**WORK REQUIRED**
Write out the material again word for word, dropping any images it holds.

**GIVEN INFORMATION**

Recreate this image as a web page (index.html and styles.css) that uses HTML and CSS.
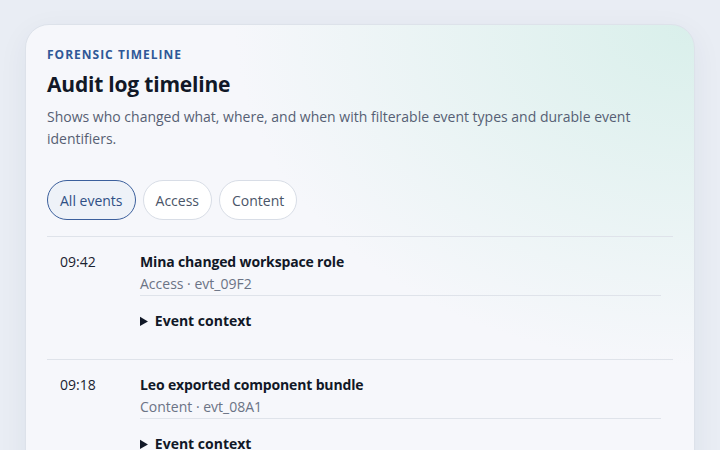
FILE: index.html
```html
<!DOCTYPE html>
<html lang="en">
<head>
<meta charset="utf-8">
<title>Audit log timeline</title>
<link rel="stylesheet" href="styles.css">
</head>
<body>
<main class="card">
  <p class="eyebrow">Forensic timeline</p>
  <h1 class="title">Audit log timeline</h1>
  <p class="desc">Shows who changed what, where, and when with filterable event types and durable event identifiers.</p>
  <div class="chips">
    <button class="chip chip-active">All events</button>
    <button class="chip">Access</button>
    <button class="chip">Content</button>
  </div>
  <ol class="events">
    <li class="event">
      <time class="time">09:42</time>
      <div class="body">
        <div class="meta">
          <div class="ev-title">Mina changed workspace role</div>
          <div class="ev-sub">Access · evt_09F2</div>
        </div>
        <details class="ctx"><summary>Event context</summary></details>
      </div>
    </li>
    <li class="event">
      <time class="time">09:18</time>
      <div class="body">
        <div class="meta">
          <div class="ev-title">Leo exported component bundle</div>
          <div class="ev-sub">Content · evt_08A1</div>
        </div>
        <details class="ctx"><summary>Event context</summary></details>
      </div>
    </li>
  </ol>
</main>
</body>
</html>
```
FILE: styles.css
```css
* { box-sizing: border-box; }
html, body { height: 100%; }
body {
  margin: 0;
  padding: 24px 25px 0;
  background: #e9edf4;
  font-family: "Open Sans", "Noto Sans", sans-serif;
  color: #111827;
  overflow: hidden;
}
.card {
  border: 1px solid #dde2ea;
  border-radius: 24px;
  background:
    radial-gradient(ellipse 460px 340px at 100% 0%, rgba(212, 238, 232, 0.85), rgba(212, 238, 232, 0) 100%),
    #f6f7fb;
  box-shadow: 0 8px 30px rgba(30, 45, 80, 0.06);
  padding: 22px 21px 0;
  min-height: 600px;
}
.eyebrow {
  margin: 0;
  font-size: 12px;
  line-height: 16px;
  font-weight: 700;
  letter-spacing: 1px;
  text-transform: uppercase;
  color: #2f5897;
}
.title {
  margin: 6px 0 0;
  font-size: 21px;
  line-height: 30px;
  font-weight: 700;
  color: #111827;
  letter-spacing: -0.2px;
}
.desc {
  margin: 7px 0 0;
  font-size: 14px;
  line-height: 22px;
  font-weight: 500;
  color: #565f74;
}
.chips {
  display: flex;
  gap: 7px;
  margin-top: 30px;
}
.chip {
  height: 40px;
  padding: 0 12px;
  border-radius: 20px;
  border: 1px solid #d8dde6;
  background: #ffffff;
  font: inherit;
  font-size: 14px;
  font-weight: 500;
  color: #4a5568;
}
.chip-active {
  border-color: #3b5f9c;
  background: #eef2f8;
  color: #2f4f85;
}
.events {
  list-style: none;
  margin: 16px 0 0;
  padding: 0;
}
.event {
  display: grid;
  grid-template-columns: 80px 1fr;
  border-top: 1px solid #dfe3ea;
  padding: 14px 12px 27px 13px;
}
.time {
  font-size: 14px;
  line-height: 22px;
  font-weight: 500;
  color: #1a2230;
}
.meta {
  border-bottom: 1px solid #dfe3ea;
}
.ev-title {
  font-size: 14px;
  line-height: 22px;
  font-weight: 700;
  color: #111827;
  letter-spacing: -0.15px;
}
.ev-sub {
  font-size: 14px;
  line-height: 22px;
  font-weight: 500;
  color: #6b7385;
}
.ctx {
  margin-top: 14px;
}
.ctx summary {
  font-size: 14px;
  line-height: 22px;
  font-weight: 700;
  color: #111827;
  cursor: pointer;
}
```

**THE COMPLETED TASK**
Recreate this image as a web page (index.html and styles.css) that uses HTML and CSS.
FILE: index.html
```html
<!DOCTYPE html>
<html lang="en">
<head>
<meta charset="utf-8">
<title>Audit log timeline</title>
<link rel="stylesheet" href="styles.css">
</head>
<body>
<main class="card">
  <p class="eyebrow">Forensic timeline</p>
  <h1 class="title">Audit log timeline</h1>
  <p class="desc">Shows who changed what, where, and when with filterable event types and durable event identifiers.</p>
  <div class="chips">
    <button class="chip chip-active">All events</button>
    <button class="chip">Access</button>
    <button class="chip">Content</button>
  </div>
  <ol class="events">
    <li class="event">
      <time class="time">09:42</time>
      <div class="body">
        <div class="meta">
          <div class="ev-title">Mina changed workspace role</div>
          <div class="ev-sub">Access · evt_09F2</div>
        </div>
        <details class="ctx"><summary>Event context</summary></details>
      </div>
    </li>
    <li class="event">
      <time class="time">09:18</time>
      <div class="body">
        <div class="meta">
          <div class="ev-title">Leo exported component bundle</div>
          <div class="ev-sub">Content · evt_08A1</div>
        </div>
        <details class="ctx"><summary>Event context</summary></details>
      </div>
    </li>
  </ol>
</main>
</body>
</html>
```
FILE: styles.css
```css
* { box-sizing: border-box; }
html, body { height: 100%; }
body {
  margin: 0;
  padding: 24px 25px 0;
  background: #e9edf4;
  font-family: "Open Sans", "Noto Sans", sans-serif;
  color: #111827;
  overflow: hidden;
}
.card {
  border: 1px solid #dde2ea;
  border-radius: 24px;
  background:
    radial-gradient(ellipse 460px 340px at 100% 0%, rgba(212, 238, 232, 0.85), rgba(212, 238, 232, 0) 100%),
    #f6f7fb;
  box-shadow: 0 8px 30px rgba(30, 45, 80, 0.06);
  padding: 22px 21px 0;
  min-height: 600px;
}
.eyebrow {
  margin: 0;
  font-size: 12px;
  line-height: 16px;
  font-weight: 700;
  letter-spacing: 1px;
  text-transform: uppercase;
  color: #2f5897;
}
.title {
  margin: 6px 0 0;
  font-size: 21px;
  line-height: 30px;
  font-weight: 700;
  color: #111827;
  letter-spacing: -0.2px;
}
.desc {
  margin: 7px 0 0;
  font-size: 14px;
  line-height: 22px;
  font-weight: 500;
  color: #565f74;
}
.chips {
  display: flex;
  gap: 7px;
  margin-top: 30px;
}
.chip {
  height: 40px;
  padding: 0 12px;
  border-radius: 20px;
  border: 1px solid #d8dde6;
  background: #ffffff;
  font: inherit;
  font-size: 14px;
  font-weight: 500;
  color: #4a5568;
}
.chip-active {
  border-color: #3b5f9c;
  background: #eef2f8;
  color: #2f4f85;
}
.events {
  list-style: none;
  margin: 16px 0 0;
  padding: 0;
}
.event {
  display: grid;
  grid-template-columns: 80px 1fr;
  border-top: 1px solid #dfe3ea;
  padding: 14px 12px 27px 13px;
}
.time {
  font-size: 14px;
  line-height: 22px;
  font-weight: 500;
  color: #1a2230;
}
.meta {
  border-bottom: 1px solid #dfe3ea;
}
.ev-title {
  font-size: 14px;
  line-height: 22px;
  font-weight: 700;
  color: #111827;
  letter-spacing: -0.15px;
}
.ev-sub {
  font-size: 14px;
  line-height: 22px;
  font-weight: 500;
  color: #6b7385;
}
.ctx {
  margin-top: 14px;
}
.ctx summary {
  font-size: 14px;
  line-height: 22px;
  font-weight: 700;
  color: #111827;
  cursor: pointer;
}
```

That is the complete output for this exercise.